### Set problem
Gather, from the data below, each line in which the word "screenshot" occurs.

### Given entries
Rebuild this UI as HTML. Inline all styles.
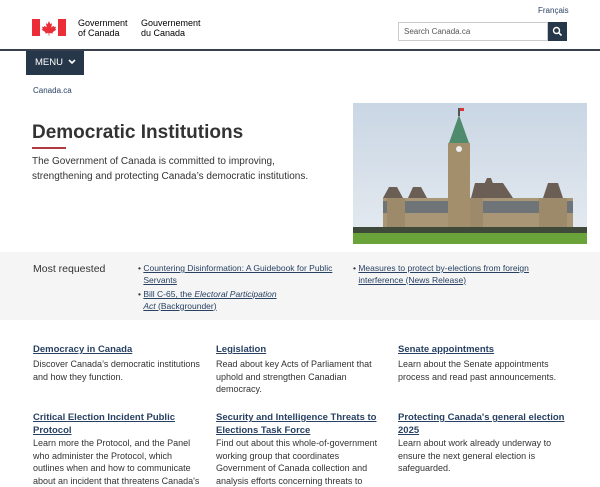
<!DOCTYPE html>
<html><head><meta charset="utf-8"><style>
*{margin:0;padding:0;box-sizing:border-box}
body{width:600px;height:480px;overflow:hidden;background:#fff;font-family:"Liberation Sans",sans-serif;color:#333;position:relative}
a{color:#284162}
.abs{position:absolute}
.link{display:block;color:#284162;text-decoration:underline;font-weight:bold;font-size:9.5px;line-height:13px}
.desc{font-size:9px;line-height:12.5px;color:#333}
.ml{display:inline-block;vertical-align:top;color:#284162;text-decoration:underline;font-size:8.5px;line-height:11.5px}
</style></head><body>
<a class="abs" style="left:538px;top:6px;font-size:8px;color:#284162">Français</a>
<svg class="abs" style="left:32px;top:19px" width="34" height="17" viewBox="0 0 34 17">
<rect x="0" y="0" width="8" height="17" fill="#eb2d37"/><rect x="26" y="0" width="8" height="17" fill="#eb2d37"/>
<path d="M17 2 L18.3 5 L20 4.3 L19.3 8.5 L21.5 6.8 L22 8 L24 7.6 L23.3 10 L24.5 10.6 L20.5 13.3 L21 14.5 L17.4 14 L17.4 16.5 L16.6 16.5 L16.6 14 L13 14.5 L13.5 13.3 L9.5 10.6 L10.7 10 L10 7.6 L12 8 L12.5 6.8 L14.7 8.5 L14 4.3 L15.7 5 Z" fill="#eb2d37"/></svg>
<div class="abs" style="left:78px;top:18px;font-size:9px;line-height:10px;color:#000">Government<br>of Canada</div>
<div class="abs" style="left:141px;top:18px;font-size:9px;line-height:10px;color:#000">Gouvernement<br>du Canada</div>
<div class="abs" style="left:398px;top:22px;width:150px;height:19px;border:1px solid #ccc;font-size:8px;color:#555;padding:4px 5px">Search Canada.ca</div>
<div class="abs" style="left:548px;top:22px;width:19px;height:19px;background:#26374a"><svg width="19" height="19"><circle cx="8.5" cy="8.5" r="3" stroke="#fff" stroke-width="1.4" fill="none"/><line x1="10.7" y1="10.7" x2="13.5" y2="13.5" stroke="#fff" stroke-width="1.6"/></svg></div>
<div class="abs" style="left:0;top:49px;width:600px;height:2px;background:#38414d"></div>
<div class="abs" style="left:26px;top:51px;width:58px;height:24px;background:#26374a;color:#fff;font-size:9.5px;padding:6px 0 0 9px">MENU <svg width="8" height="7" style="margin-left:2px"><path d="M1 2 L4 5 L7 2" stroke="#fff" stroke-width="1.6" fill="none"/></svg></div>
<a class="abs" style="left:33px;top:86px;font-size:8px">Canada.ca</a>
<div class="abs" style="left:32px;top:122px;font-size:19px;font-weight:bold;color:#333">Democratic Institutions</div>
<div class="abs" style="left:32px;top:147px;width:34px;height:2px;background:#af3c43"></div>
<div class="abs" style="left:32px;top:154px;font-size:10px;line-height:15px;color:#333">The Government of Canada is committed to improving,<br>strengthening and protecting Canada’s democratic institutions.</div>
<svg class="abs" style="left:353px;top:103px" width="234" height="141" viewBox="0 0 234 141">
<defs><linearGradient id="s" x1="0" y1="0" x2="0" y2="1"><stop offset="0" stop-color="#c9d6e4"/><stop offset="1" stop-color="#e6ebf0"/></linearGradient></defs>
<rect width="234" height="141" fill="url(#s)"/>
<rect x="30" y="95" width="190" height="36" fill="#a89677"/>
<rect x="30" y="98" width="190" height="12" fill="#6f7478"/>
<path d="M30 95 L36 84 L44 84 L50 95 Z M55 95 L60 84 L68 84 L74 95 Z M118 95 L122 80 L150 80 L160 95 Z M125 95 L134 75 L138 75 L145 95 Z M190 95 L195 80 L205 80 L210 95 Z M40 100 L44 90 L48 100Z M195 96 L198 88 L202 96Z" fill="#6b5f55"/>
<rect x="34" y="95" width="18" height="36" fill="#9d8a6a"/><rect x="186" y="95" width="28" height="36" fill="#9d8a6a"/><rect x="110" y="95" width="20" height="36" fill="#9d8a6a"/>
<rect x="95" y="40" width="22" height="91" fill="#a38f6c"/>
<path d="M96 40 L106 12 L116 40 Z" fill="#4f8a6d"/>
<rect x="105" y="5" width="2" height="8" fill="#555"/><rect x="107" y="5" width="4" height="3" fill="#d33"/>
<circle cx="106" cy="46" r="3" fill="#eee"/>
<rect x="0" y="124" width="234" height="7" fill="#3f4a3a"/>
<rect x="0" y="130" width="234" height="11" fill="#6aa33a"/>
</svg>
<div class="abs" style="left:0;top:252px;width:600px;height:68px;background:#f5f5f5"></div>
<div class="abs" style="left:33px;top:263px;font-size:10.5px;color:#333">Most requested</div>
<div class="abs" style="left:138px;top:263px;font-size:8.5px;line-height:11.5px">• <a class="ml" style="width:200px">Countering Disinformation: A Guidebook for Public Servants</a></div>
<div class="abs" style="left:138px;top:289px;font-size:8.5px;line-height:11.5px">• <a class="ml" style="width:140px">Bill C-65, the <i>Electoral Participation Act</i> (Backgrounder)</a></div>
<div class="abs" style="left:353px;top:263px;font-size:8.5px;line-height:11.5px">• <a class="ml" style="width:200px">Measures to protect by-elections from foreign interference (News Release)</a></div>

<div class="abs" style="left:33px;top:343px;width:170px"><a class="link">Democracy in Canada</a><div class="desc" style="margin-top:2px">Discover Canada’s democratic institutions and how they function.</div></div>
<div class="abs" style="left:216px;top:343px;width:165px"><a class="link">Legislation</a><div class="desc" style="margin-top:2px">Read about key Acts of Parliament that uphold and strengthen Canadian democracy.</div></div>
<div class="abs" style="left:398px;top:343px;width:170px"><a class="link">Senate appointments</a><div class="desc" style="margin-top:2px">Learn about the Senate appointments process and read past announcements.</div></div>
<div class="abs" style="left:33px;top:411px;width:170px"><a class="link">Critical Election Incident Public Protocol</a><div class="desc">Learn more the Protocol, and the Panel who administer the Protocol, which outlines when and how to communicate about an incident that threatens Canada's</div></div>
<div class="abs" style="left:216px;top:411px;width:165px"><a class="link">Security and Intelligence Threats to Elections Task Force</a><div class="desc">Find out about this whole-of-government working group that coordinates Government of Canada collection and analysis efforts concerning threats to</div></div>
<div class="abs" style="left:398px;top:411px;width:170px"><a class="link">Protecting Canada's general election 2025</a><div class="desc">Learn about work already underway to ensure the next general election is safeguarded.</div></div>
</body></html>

==

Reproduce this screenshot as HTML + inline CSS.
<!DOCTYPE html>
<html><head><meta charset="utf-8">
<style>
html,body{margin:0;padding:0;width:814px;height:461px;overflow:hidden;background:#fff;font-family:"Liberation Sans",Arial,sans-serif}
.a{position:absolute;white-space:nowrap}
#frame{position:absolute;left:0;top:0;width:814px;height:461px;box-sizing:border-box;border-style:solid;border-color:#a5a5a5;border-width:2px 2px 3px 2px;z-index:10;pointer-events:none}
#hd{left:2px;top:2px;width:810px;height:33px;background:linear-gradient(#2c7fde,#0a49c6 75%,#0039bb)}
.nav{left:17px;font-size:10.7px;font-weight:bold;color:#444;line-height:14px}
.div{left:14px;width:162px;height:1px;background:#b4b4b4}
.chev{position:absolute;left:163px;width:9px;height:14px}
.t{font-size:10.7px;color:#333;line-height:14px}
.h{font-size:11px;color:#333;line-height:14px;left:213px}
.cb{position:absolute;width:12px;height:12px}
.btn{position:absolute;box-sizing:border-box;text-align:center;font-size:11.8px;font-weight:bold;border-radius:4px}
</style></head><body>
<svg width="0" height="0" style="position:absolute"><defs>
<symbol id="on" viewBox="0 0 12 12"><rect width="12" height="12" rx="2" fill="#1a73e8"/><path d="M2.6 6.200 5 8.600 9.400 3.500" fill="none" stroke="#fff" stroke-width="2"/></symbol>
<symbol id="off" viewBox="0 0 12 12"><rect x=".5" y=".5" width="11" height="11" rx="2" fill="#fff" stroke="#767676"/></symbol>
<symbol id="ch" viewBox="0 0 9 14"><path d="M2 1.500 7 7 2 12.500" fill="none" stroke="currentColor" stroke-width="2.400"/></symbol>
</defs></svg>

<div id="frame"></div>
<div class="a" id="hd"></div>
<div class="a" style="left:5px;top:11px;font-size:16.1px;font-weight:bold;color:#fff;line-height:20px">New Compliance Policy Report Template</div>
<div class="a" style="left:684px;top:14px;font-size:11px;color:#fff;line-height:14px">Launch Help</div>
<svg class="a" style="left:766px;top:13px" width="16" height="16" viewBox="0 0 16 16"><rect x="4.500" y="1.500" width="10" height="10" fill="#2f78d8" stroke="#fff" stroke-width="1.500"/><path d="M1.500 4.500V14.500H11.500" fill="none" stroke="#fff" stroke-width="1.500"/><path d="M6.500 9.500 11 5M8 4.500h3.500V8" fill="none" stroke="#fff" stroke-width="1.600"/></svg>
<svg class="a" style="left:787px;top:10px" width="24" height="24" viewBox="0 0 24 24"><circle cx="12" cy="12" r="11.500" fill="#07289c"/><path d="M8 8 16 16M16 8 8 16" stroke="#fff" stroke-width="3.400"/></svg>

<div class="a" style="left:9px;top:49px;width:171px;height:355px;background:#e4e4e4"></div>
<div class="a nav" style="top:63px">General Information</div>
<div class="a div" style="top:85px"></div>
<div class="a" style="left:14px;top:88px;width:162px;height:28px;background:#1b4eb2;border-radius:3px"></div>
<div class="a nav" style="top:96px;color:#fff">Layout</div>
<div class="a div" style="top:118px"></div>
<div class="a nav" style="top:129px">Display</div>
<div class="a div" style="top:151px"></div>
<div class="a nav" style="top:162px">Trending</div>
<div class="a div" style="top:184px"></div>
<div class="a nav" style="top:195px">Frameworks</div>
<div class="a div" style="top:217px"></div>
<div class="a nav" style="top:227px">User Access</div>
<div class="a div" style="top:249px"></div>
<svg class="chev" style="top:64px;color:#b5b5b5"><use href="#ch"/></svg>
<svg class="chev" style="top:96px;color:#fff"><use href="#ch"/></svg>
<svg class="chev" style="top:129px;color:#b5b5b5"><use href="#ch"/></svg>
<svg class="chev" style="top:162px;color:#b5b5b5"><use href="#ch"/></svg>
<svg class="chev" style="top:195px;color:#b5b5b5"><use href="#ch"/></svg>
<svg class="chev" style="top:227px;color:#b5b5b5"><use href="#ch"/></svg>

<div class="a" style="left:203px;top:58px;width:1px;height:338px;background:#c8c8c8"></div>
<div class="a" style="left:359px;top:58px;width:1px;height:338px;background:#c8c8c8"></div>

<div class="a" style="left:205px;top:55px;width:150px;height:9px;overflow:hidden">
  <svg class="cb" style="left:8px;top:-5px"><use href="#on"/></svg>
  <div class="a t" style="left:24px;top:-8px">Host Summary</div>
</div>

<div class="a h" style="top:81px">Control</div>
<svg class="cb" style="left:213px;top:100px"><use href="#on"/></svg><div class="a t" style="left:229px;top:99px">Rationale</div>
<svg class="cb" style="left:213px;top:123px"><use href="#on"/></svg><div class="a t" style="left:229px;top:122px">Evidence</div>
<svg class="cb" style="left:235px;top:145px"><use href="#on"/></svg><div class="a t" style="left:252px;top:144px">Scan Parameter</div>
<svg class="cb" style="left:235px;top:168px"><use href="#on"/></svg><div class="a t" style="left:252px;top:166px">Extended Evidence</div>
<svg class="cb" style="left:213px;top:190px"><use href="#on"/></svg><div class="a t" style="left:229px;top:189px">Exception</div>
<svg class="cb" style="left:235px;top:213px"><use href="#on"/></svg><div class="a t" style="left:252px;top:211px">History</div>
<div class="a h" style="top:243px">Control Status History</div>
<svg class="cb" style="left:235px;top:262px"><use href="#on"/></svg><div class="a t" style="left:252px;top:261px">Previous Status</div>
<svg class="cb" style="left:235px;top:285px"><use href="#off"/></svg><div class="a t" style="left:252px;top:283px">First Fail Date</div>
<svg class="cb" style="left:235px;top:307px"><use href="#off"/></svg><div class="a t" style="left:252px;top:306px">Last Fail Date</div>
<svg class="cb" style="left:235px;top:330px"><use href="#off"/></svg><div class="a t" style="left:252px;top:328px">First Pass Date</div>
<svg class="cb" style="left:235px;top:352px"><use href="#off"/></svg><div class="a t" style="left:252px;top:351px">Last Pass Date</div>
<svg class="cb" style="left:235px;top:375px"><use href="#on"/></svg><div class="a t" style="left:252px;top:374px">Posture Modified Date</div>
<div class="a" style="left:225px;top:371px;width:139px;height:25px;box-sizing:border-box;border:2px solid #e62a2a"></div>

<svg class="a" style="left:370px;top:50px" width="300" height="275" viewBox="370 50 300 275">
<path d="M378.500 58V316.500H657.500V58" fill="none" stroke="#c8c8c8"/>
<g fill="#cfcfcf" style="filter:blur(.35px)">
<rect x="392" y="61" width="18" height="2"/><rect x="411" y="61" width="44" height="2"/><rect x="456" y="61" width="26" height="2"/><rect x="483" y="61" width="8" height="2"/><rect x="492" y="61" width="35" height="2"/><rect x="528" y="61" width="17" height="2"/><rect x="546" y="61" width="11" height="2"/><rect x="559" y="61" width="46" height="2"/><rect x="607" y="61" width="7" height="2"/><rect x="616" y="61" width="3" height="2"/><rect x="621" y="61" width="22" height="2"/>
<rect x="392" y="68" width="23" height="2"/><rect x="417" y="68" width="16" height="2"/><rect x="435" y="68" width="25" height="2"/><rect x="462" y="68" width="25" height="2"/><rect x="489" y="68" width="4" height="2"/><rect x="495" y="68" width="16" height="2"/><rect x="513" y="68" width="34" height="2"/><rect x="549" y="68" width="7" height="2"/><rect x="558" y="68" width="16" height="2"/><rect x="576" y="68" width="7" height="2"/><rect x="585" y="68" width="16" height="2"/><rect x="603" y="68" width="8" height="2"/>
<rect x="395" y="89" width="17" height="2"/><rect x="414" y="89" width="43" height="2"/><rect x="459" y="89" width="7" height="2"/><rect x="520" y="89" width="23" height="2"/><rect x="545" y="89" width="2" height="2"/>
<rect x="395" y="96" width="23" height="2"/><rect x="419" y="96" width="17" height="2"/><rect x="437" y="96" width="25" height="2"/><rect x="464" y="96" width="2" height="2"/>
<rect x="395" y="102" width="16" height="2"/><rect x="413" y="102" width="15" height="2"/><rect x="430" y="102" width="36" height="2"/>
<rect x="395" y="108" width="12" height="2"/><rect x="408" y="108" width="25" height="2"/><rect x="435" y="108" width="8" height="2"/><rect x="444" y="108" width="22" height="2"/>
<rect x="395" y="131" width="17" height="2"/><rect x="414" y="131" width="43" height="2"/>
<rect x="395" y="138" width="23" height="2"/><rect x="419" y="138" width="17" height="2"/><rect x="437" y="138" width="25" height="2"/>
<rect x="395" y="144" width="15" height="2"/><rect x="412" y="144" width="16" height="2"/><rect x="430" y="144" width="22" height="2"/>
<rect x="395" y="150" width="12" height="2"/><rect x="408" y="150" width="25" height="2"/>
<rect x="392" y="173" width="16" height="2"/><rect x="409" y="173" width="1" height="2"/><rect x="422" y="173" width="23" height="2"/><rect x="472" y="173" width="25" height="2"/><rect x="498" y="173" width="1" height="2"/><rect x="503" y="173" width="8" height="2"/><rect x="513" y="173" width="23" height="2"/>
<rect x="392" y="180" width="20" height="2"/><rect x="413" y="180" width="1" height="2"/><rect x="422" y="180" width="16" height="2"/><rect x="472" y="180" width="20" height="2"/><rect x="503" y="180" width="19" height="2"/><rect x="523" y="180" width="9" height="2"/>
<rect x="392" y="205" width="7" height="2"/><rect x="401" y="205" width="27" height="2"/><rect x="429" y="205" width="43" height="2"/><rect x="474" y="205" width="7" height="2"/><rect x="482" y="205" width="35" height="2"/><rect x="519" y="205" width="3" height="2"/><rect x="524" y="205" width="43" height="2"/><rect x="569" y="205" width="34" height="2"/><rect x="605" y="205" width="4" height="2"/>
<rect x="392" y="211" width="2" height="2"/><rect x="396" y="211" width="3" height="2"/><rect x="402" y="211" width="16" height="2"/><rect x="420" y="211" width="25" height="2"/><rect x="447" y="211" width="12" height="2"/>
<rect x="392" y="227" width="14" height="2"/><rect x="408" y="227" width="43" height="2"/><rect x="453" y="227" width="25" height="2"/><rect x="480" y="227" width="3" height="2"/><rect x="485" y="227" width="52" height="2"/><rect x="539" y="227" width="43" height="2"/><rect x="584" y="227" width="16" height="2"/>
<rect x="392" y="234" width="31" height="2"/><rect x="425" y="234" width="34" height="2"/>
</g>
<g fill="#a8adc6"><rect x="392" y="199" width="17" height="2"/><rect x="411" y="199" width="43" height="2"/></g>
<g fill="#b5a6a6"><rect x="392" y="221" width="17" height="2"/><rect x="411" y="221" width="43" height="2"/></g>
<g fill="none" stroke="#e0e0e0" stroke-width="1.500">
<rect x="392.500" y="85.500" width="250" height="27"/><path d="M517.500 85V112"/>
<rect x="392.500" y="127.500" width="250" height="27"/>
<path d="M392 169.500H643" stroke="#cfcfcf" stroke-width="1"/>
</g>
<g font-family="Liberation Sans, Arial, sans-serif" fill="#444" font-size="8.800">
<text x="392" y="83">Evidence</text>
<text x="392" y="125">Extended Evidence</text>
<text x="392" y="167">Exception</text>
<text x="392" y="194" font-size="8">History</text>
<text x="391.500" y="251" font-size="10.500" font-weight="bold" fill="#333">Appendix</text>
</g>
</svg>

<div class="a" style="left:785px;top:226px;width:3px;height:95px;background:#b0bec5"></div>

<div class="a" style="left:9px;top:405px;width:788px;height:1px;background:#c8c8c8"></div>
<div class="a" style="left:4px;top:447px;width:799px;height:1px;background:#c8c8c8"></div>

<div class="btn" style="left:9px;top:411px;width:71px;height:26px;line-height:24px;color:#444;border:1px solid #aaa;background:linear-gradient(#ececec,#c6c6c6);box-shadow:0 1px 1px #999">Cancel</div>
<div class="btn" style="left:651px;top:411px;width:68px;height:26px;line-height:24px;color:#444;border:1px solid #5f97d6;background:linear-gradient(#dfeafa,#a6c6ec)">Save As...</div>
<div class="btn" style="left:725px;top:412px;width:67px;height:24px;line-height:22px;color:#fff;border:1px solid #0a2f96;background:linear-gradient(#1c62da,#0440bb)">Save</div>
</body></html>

* * *

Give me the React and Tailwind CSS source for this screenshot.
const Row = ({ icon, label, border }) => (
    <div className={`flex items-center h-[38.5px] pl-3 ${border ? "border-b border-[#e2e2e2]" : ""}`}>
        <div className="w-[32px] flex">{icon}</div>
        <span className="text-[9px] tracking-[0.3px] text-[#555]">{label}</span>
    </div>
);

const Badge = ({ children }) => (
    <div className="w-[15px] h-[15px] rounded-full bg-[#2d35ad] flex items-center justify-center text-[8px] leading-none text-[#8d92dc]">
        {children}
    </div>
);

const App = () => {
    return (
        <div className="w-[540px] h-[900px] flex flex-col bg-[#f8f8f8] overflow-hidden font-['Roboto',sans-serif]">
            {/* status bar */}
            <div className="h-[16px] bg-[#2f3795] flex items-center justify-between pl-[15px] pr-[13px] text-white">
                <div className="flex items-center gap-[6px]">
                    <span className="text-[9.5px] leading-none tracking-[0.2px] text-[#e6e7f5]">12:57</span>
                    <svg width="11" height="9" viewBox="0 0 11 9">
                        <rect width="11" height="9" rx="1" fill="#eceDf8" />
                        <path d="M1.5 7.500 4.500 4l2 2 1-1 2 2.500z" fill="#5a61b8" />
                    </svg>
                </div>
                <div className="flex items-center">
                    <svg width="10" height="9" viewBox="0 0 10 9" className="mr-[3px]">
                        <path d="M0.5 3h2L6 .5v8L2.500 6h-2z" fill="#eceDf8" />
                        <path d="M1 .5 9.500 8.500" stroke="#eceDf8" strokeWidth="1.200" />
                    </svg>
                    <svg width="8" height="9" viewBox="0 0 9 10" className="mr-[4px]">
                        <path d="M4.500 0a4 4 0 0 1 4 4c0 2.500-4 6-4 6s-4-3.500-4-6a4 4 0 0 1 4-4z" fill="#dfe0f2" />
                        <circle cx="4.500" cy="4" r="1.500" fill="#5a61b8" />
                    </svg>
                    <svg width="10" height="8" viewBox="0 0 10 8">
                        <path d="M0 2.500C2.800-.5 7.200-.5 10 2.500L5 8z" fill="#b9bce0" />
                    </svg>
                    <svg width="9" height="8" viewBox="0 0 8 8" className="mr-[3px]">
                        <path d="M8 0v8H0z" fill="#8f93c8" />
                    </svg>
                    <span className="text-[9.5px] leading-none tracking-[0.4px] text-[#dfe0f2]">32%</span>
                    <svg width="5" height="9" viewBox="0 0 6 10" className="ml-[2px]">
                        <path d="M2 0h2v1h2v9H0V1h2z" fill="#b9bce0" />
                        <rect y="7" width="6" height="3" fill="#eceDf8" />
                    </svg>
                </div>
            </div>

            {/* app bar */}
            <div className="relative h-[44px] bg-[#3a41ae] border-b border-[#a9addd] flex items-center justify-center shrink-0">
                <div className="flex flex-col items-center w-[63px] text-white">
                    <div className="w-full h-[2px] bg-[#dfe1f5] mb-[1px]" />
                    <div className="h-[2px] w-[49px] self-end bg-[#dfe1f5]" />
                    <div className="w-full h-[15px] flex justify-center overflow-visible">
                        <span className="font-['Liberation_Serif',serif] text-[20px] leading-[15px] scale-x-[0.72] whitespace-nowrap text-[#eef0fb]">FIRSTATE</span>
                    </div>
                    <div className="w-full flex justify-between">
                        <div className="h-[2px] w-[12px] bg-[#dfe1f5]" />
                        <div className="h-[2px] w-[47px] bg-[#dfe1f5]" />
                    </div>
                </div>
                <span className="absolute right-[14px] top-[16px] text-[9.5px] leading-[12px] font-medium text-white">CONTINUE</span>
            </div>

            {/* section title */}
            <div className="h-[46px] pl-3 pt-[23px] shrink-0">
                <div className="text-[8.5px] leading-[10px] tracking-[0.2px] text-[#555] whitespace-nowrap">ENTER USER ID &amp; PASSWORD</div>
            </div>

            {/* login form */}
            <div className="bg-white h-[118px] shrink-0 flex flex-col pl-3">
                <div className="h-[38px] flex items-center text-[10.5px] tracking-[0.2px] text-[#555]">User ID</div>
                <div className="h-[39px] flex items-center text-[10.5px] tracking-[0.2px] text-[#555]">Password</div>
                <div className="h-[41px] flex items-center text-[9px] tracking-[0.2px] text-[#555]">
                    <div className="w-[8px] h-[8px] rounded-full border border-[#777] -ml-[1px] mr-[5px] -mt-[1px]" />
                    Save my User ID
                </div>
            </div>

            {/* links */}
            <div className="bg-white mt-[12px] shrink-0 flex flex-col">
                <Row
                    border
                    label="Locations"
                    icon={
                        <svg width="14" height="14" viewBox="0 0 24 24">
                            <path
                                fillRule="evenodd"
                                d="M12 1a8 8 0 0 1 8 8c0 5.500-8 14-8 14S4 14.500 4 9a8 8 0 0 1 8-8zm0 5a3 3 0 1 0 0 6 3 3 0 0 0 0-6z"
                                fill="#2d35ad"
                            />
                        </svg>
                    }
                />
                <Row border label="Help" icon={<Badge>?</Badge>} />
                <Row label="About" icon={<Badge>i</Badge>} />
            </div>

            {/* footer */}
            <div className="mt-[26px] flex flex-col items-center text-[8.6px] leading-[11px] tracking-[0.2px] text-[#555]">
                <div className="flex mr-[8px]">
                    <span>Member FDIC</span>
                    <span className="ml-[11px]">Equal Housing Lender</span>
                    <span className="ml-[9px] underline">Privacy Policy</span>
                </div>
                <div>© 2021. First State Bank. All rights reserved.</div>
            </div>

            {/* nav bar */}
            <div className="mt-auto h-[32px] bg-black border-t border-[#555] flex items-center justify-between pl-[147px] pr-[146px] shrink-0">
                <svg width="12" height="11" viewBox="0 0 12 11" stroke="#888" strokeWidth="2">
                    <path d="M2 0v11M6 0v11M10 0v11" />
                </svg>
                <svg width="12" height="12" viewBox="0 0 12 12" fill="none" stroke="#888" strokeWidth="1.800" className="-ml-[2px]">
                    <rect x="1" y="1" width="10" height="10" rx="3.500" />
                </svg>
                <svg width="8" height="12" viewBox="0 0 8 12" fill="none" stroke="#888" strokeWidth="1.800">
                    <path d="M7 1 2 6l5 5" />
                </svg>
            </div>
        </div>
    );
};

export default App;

### Solution for this task
Reproduce this screenshot as HTML + inline CSS.
Give me the React and Tailwind CSS source for this screenshot.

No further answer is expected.